Slideshow: while the face of this waterside house near Amsterdam is cloaked in perforated aluminium, the rear is entirely glazed so that residents can watch the sun setting.
Designed by Dutch architect Hans van Heeswijk for himself and his family, the Rieteiland House is located on the recently developed island of IJburg and has three floors that face out across the water, as well as a basement below.
Openings in the floorplates create double height spaces in both a large ground-floor dining room and a first-floor living room.
A staircase core is also driven through the full-height of the building to house storage closets, a toilet for every floor and a dumbwaiter.
Three bedrooms occupy a portion of the ground floor, while a fourth is situated on the top floor diagonally opposite a screened roof terrace.

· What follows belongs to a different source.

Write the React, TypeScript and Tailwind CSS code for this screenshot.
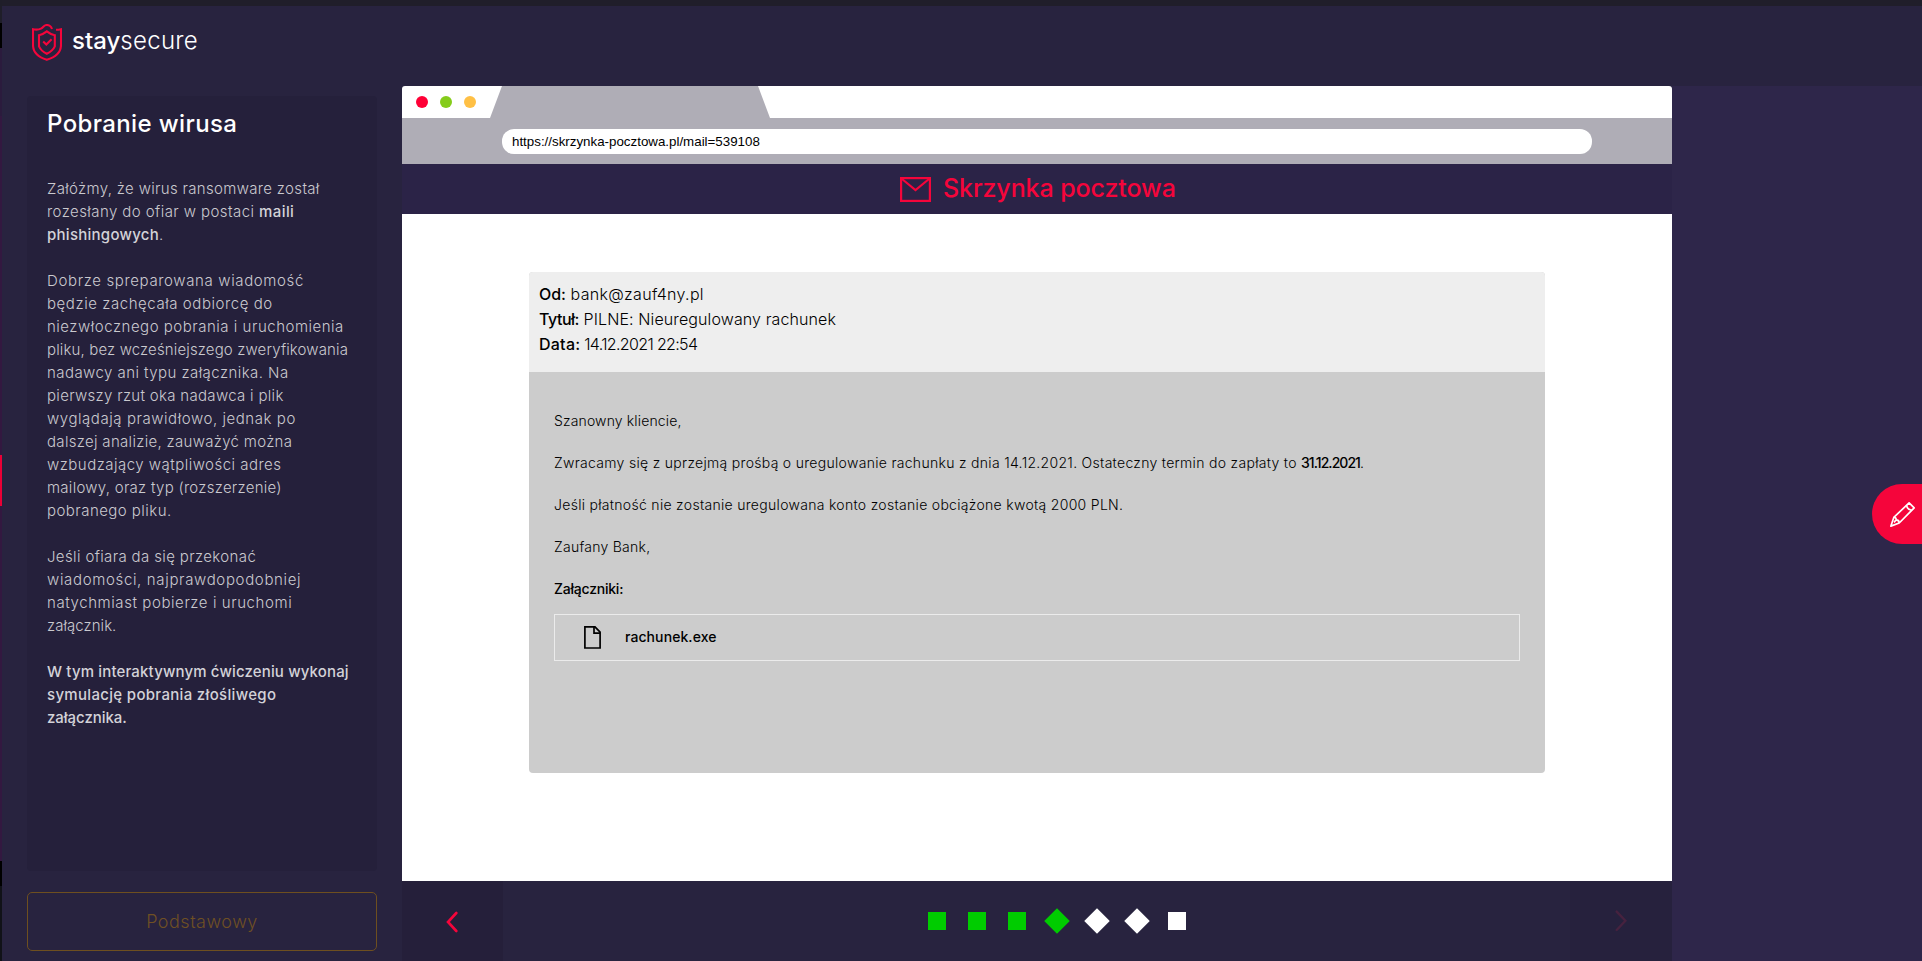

More windows are screened behind the perforated metal facade, but can be revealed using electronic controls inside the house.
Photography is by Imre Csany of Studio Csany.
Here's some more text from the architect:
Architect Hans van Heeswijk designed the Rieteiland House for himself and his family. In fact, the attractive plot of land is part of a newly established island at IJburg on the outskirts of Amsterdam in the Netherlands. It asked for a house that is completely oriented on panoramic views to the park and landscape. It is carefully sited so as to create views to unobstructed daily sunsets.
The intention was to maximize the relationship with the terrain, and create surprise between an austere closed front and the opposite effect in the interior.
To achieve this, the boxlike street façade is completely cladded with perforated aluminium panels, of which some can open electrically to make way for the windows behind them.The aluminium panels are punctuated by perforations that show a pattern of reflecting waves. The façade on the water side is completely made out of glass panels and sliding doors.
The house is an elongated rectangular block of three floors and a basement. Inside, the aesthetic shifts and the space literally opens up. Most of the floors have a double height and are open. In this way the house can be seen as a sort of spatial grandstand. This creates a panoramic view towards the west, the water and the park, on every level.
A roof terrace adjacent to the bathroom on the second floor provides a place to sit unseen. Every night magnificent sunsets can be watched from the house, thus creating a special holiday atmosphere.
In the core of the house, a three floors tall service ‘tower’ ('magic-box') contains a toilet on each floor, storage spaces, installation shafts and a dumbwaiter. For acoustical reasons this block is cladded with distinguished small wooden wenge slats.
The house is more than architectural design; there are a series of products designed for the house: majestic large dining tables seating twelve people with a glass top for the interior and another with perforated rvs top for outside use. A collection of door and window fittings designed for the house, is included by manufacturer Post & Eger to their collection as ‘Wave’. Bookshelves, fireplace, a cooking island with a built-in mobile trolley are only few of the other specials for the house.
Particular attention is paid to the energy. It uses heat and cold storage in the soil, a heat pump and solar collectors on the roof. Sustainability is addressed by an efficient and compact design, good insulation, the effective use of available energy, the use of natural materials and assembly techniques.